The Crown vs Lucifer
With alleged top lieutenant in the Klansman Gang Jason Brown o/c Citypuss, o/c Lucifer electing not to testify in his own defence during the ongoing trial of 27 accused members of that outfit, trial Judge Chief Justice Bryan Sykes on Wednesday said the question now remains whether the witnesses brought by the Crown had managed to nail him through voice and visual identification evidence.
Brown, who was the last accused to be pointed out in the trial based on the fact that the two main witnesses said they had never seen him in person, but had spoken to him via telephone, has been behind bars since 2012 serving a life sentence for a murder. All the other counts where he was named by prosecutors have fallen making it so that he remains on one count on the indictment — Count Two — which charges him and all the remaining defendants with membership of a criminal organisation.
In recordings of telephone conversations between the alleged gangsters, played into the records of the court earlier during the trial which began in 2021, a voice supposedly belonging to Brown was heard describing how using his self-assigned moniker “Lucifer”, he extorted residents of St Catherine and drove fear into their hearts. A retired inspector of police was the only witness capable of formally identifying City Puss by both voice and face five months into the trial. He told the court that between 2017/18 he had been getting several reports about extortion voice notes circulating in the Spanish Town area from residents on the streets who were so fearful to make the report at the station. He said after gaining their trust, he would be in their presence when those calls came in and would listen in. The retired police inspector said he later visited Citypuss while he was in custody and charged him during an encounter which he described as, “all hell bruck loose”.

According to Witness Number One, he spoke frequently to Brown on the phone in conversations that would last for hours with those calls at times being merged to speak to other gang members.
The Chief Justice on Wednesday, in assessing transcripts of several conversations which were entered into evidence involving Brown, Witness Number One, and others said a conversation contained in exhibit 66, “is an example of how Witness Number One was able to say Mr Brown was a member of the Organisation”.
Brown in the conversation was heard, among other things, voicing his disgust over how members of the gang had defected from alleged leader Andre “Blackman” Bryan while others were becoming laid back and depending only on the extortion funds coming from the Spanish Town bus park.
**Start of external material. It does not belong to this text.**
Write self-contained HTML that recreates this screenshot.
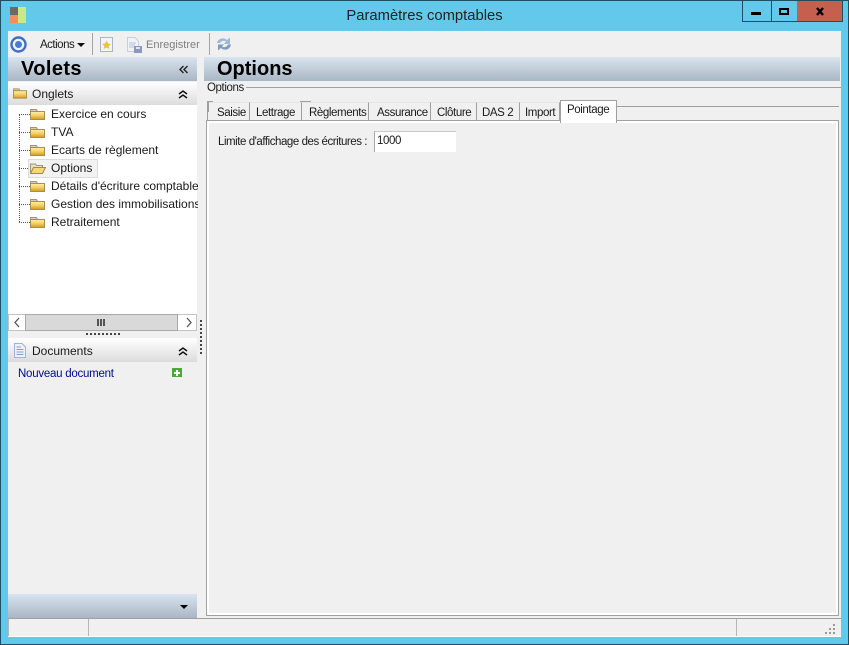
<!DOCTYPE html>
<html><head><meta charset="utf-8">
<style>
html,body{margin:0;padding:0}
body{width:849px;height:645px;overflow:hidden;position:relative;background:#63c9ea;font-family:"Liberation Sans",sans-serif;font-size:12px;color:#1a1a1a}
.a{position:absolute}
.t{position:absolute;white-space:nowrap;line-height:14px}
.g{background:linear-gradient(#d8e4ef,#a9b6c3)}
.h{background:linear-gradient(#fff,#dcdcdc)}
.tab{position:absolute;top:102px;height:18px;background:#f0f0f0;border:1px solid #a0a0a0;border-top-color:#e6e6e6;border-bottom:none;box-sizing:border-box;line-height:20px;font-size:11.5px;letter-spacing:-.4px;white-space:nowrap}
.fold{position:absolute;left:30px}
.dv{position:absolute;border-left:1px dotted #555}
.dh{position:absolute;border-top:1px dotted #555;left:19px;width:11px}
</style></head><body>
<svg width="0" height="0" style="position:absolute"><defs>
<linearGradient id="fg" x1="0" y1="0" x2="0" y2="1"><stop offset="0" stop-color="#fff0a8"/><stop offset=".5" stop-color="#f6d062"/><stop offset="1" stop-color="#cf9626"/></linearGradient>
<symbol id="f" viewBox="0 0 15 11"><path d="M.5 2.500 V.5 H6.500 L7.500 2.500Z" fill="#d8cfae" stroke="#a29674"/><rect x=".5" y="2.500" width="14" height="8" fill="url(#fg)" stroke="#a8904c"/></symbol>
</defs></svg>
<div class="a" style="left:0;top:0;width:847px;height:643px;border:1px solid #1f4f63"></div>
<div class="a" style="left:10px;top:7px;width:10px;height:8px;background:#6a6a6a"></div>
<div class="a" style="left:10px;top:15px;width:8px;height:8px;background:#f0905a"></div>
<div class="a" style="left:18px;top:7px;width:8px;height:16px;background:#c6e98a"></div>
<div class="t" style="left:0;top:8px;width:849px;text-align:center;font-size:14.8px;line-height:16px;color:#222">Paramètres comptables</div>

<div class="a" style="left:742px;top:0;width:28px;height:20px;border:1px solid #1f4f63"></div>
<div class="a" style="left:751px;top:12px;width:10px;height:3px;background:#000"></div>
<div class="a" style="left:771px;top:0;width:26px;height:20px;border:1px solid #1f4f63;border-left:none"></div>
<div class="a" style="left:779px;top:8px;width:6px;height:3px;border:2px solid #000;border-top-width:2px"></div>
<div class="a" style="left:797px;top:1px;width:45px;height:20px;background:#c75f50;border-bottom:1px solid #1f4f63;border-right:1px solid #1f4f63"></div>
<svg class="a" style="left:814px;top:6px" width="12" height="11"><path d="M3 2 L9 9 M9 2 L3 9" stroke="#000" stroke-width="2.4"/></svg>

<div class="a" style="left:8px;top:31px;width:833px;height:606px;background:#f0f0f0"></div>

<svg class="a" style="left:10px;top:36px" width="18" height="18"><circle cx="8.500" cy="8.500" r="7" fill="#eef3fb" stroke="#3f6fc4" stroke-width="2.400"/><circle cx="8.500" cy="8.500" r="3.500" fill="#4a7bcf"/></svg>
<div class="t" style="left:40px;top:38px;font-size:11.5px;letter-spacing:-.5px">Actions</div>
<div class="a" style="left:77px;top:43px;border:4px solid transparent;border-top:4px solid #111;border-bottom:none"></div>
<div class="a" style="left:92px;top:33px;width:1px;height:22px;background:#a5a5a5"></div>
<svg class="a" style="left:99px;top:36px" width="16" height="17"><rect x="1.500" y="1.500" width="12" height="14" fill="#f3f4f8" stroke="#a9b3c9"/><path d="M7.500 4.500 L9 7.500 L12 8 L9.700 10 L10.300 13 L7.500 11.500 L4.700 13 L5.300 10 L3 8 L6 7.500Z" fill="#e8c440"/></svg>
<svg class="a" style="left:126px;top:36px" width="18" height="18"><path d="M1.500 1.500 H9 L12.500 5 V15.500 H1.500Z" fill="#f0f2f6" stroke="#c8cfdb"/><path d="M3 7H10M3 9H9M3 11H8" stroke="#b7c2d4"/><rect x="8" y="10" width="8" height="7" fill="#8c98c0"/><rect x="10" y="11" width="4" height="2" fill="#dfe3ee"/></svg>
<div class="t" style="left:146px;top:38px;color:#7e7e7e;font-size:11px">Enregistrer</div>
<div class="a" style="left:209px;top:33px;width:1px;height:22px;background:#a5a5a5"></div>
<svg class="a" style="left:215px;top:35px" width="18" height="18"><path d="M2 8 C3 3 9 2 12 5 L15 2.500 V9 H9 L11 6.500 C9 5 6 6 5 8Z" fill="#9fb8d4"/><path d="M16 9.500 C15 15 9 16 6 13 L3 15.500 V9.500 H9 L7 11.500 C9 13 12 12 13 9.500Z" fill="#7f9dc0"/></svg>

<div class="a g" style="left:8px;top:57px;width:189px;height:24px"></div>
<div class="t" style="left:21px;top:58px;font-size:20px;line-height:23px;font-weight:bold;letter-spacing:.4px;color:#000">Volets</div>
<svg class="a" style="left:179px;top:65px" width="10" height="9"><path d="M4.500 1 L1 4.500 L4.500 8 M8.500 1 L5 4.500 L8.500 8" fill="none" stroke="#222" stroke-width="1.400"/></svg>
<div class="a g" style="left:204px;top:57px;width:636px;height:24px"></div>
<div class="t" style="left:217px;top:58px;font-size:20px;line-height:23px;font-weight:bold;color:#000">Options</div>

<div class="a h" style="left:8px;top:82px;width:189px;height:23px"></div>
<svg class="fold" style="left:13px;top:87px" width="14" height="13"><use href="#f" width="14" height="13"/></svg>
<div class="t" style="left:32px;top:87px">Onglets</div>
<svg class="a" style="left:178px;top:90px" width="10" height="9"><path d="M1 4 L5 1 L9 4 M1 8 L5 5 L9 8" fill="none" stroke="#111" stroke-width="1.500"/></svg>
<div class="a" style="left:8px;top:105px;width:189px;height:226px;background:#fff"></div>

<div class="dv" style="left:19px;top:114px;height:108px"></div>
<div class="dh" style="top:114px"></div>
<div class="dh" style="top:132px"></div>
<div class="dh" style="top:150px"></div>
<div class="dh" style="top:168px"></div>
<div class="dh" style="top:186px"></div>
<div class="dh" style="top:204px"></div>
<div class="dh" style="top:222px"></div>
<div class="a" style="left:28px;top:159px;width:68px;height:17px;background:#f2f2f2;border:1px solid #dcdcdc"></div>
<svg class="fold" style="top:109px" width="15" height="11"><use href="#f"/></svg>
<svg class="fold" style="top:127px" width="15" height="11"><use href="#f"/></svg>
<svg class="fold" style="top:145px" width="15" height="11"><use href="#f"/></svg>
<svg class="fold" style="top:163px" width="16" height="11"><path d="M.5 10 V1 H5.500 L6.500 2.500 H12.500 V4.500" fill="#e8dfc0" stroke="#a29674"/><path d="M.5 10.500 L3.500 4.500 H15.500 L12.500 10.500Z" fill="#f6d67a" stroke="#a08a4c"/></svg>
<svg class="fold" style="top:181px" width="15" height="11"><use href="#f"/></svg>
<svg class="fold" style="top:199px" width="15" height="11"><use href="#f"/></svg>
<svg class="fold" style="top:217px" width="15" height="11"><use href="#f"/></svg>
<div class="t" style="left:51px;top:107px">Exercice en cours</div>
<div class="t" style="left:51px;top:125px">TVA</div>
<div class="t" style="left:51px;top:143px">Ecarts de règlement</div>
<div class="t" style="left:51px;top:161px">Options</div>
<div class="t" style="left:51px;top:179px;width:147px;overflow:hidden">Détails d'écriture comptable</div>
<div class="t" style="left:51px;top:197px;width:147px;overflow:hidden">Gestion des immobilisations</div>
<div class="t" style="left:51px;top:215px">Retraitement</div>

<div class="a" style="left:8px;top:314px;width:189px;height:17px;background:#fff;border:1px solid #c4c4c4;box-sizing:border-box"></div>
<div class="a" style="left:25px;top:314px;width:153px;height:17px;background:#d9d9d9;border:1px solid #a8a8a8;box-sizing:border-box"></div>
<div class="a" style="left:97px;top:319px;width:2px;height:7px;background:#555;box-shadow:3px 0 #555,6px 0 #555"></div>
<svg class="a" style="left:13px;top:317px" width="8" height="11"><path d="M6 1 L2 5.500 L6 10" fill="none" stroke="#555" stroke-width="1.300"/></svg>
<svg class="a" style="left:185px;top:317px" width="8" height="11"><path d="M2 1 L6 5.500 L2 10" fill="none" stroke="#555" stroke-width="1.300"/></svg>
<div class="a" style="left:86px;top:333px;width:34px;height:2px;background:repeating-linear-gradient(90deg,#444 0 2px,transparent 2px 4px)"></div>
<div class="a" style="left:200px;top:320px;width:2px;height:34px;background:repeating-linear-gradient(#444 0 2px,transparent 2px 4px)"></div>

<div class="a h" style="left:8px;top:338px;width:189px;height:24px"></div>
<svg class="a" style="left:13px;top:342px" width="14" height="17"><path d="M1.500 1.500 H9 L12.500 5 V15.500 H1.500Z" fill="#eef2fb" stroke="#9db2d8"/><path d="M3.500 5H8M3.500 7.500H10.500M3.500 10H10.500M3.500 12.500H10.500" stroke="#7f9bd0"/></svg>
<div class="t" style="left:32px;top:344px">Documents</div>
<svg class="a" style="left:178px;top:347px" width="10" height="9"><path d="M1 4 L5 1 L9 4 M1 8 L5 5 L9 8" fill="none" stroke="#111" stroke-width="1.500"/></svg>
<div class="t" style="left:18px;top:367px;color:#000a8c;font-size:11.5px;letter-spacing:-.25px">Nouveau document</div>
<div class="a" style="left:172px;top:368px;width:10px;height:9px;background:#4fa63c"></div>
<div class="a" style="left:174px;top:372px;width:6px;height:2px;background:#fff"></div>
<div class="a" style="left:176px;top:370px;width:2px;height:6px;background:#fff"></div>

<div class="a g" style="left:8px;top:594px;width:189px;height:24px"></div>
<div class="a" style="left:180px;top:605px;border:4px solid transparent;border-top:4px solid #000;border-bottom:none"></div>

<div class="a" style="left:246px;top:87px;width:595px;height:1px;background:#a0a0a0"></div>
<div class="t" style="left:207px;top:81px;font-size:11.5px;letter-spacing:-.4px">Options</div>
<div class="a" style="left:617px;top:106px;width:222px;height:1px;background:#a0a0a0"></div>
<div class="a" style="left:206px;top:120px;width:633px;height:496px;background:#fff;border:1px solid #a0a0a0;box-sizing:border-box"></div>
<div class="a" style="left:209px;top:123px;width:627px;height:490px;background:#f0f0f0"></div>
<div class="tab" style="left:207px;width:43px;padding-left:9px">Saisie</div>
<div class="tab" style="left:249px;width:53px;padding-left:6px">Lettrage</div>
<div class="tab" style="left:301px;width:68px;padding-left:7px">Règlements</div>
<div class="tab" style="left:368px;width:63px;padding-left:8px">Assurance</div>
<div class="tab" style="left:430px;width:47px;padding-left:6px">Clôture</div>
<div class="tab" style="left:476px;width:44px;padding-left:5px">DAS 2</div>
<div class="tab" style="left:519px;width:41px;padding-left:5px">Import</div>
<div class="a" style="left:207px;top:101px;width:6px;height:1px;background:#a0a0a0"></div>
<div class="a" style="left:207px;top:101px;width:2px;height:11px;background:#a0a0a0"></div>
<div class="a" style="left:300px;top:101px;width:11px;height:1px;background:#a0a0a0"></div>
<div class="a" style="left:560px;top:100px;width:57px;height:23px;background:#fff;border:1px solid #a0a0a0;border-bottom:none;box-sizing:border-box;padding-left:6px;line-height:19px;font-size:11.5px;letter-spacing:-.4px">Pointage</div>

<div class="t" style="left:218px;top:135px;font-size:11.5px;letter-spacing:-.45px">Limite d'affichage des écritures :</div>
<div class="a" style="left:374px;top:131px;width:82px;height:21px;background:#fff;border-left:1px solid #a8a8a8;border-top:1px solid #c8c8c8;box-sizing:border-box;padding:2px 2px;font-size:11.5px;line-height:14px;letter-spacing:-.4px">1000</div>

<div class="a" style="left:8px;top:618px;width:833px;height:1px;background:#a0a0a0"></div>
<div class="a" style="left:8px;top:619px;width:1px;height:17px;background:#b5b5b5"></div>
<div class="a" style="left:88px;top:619px;width:1px;height:17px;background:#b5b5b5"></div>
<div class="a" style="left:736px;top:619px;width:1px;height:17px;background:#b5b5b5"></div>
<div class="a" style="left:8px;top:636px;width:833px;height:1px;background:#fff"></div>
<svg class="a" style="left:825px;top:624px" width="12" height="12" fill="#9a9a9a"><rect x="8" y="0" width="2" height="2"/><rect x="4" y="4" width="2" height="2"/><rect x="8" y="4" width="2" height="2"/><rect x="0" y="8" width="2" height="2"/><rect x="4" y="8" width="2" height="2"/><rect x="8" y="8" width="2" height="2"/></svg>
</body></html>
His remedy was that young recruits should be found and indoctrinated.

The trial judge further pointed to references by Witness Number One that sole female defendant Stephanie Cole Christie was ratting out some members of the gang who had defected to the police in order to “clean up” the place so that when Bryan was released from jail, he would have no trouble in regaining his former hold. He said it remained to be seen whether this was connected to Brown’s indication that it is time for the organisation to be cleaned up.
The Chief Justice said the only remaining question is whether the other evidence in the case is sufficient to say that the Citypuss referred to in the calls “is Mr Jason Brown”, whether the identification of that voice made by Witness Number One was accurate, and whether the visual identification of Brown by the senior cop who was brought to identify Brown in person during the trial was correct.
“The critical question is whether Mr Brown is properly identified according to the applicable legal standards. If what Witness Number One said is true in terms of the times and frequency with which he spoke to Mr Brown, it would satisfy the legal standards of prior knowledge of a voice and clearly if exhibit 66 is what it is said to be, the second aspect of the standards in terms of duration content, then exhibit 66 by any measure would do that. The only other aspect now is reliability in terms of voice identification,” the trial judge said.
In emphasising that Brown had opted not to make an unsworn statement or give sworn evidence in his defence, the chief justice said, “This is almost what you would call a classic burden and standard of proof assessment. There is no affirmative evidence or unsworn statement for Mr Brown so the question really is, in the absence of that, can we say the prosecution has proved the case against Mr Brown beyond a reasonable doubt?”
In noting that the Crown’s case against Brown is wrapped up in Count Two, the chief justice said, “What we have seen so far in exhibit 65 and 66 is actually consistent with Witness Number One’s assertions that Mr Brown and himself had extensive conversations and would speak all sort of things for hours on end. So, all of this so far is consistent with that.”
Without making any definitive pronouncements on that score, the trial judge said, “So, in the assessment then, is the theory advanced by the Crown holding up? And that is to say that the nature of the conversations Brown was having with Witness Number One would not be possible without him being a member of the organisation.”
The matter continues today at 10:00 in the Supreme Court, downtown Kingston.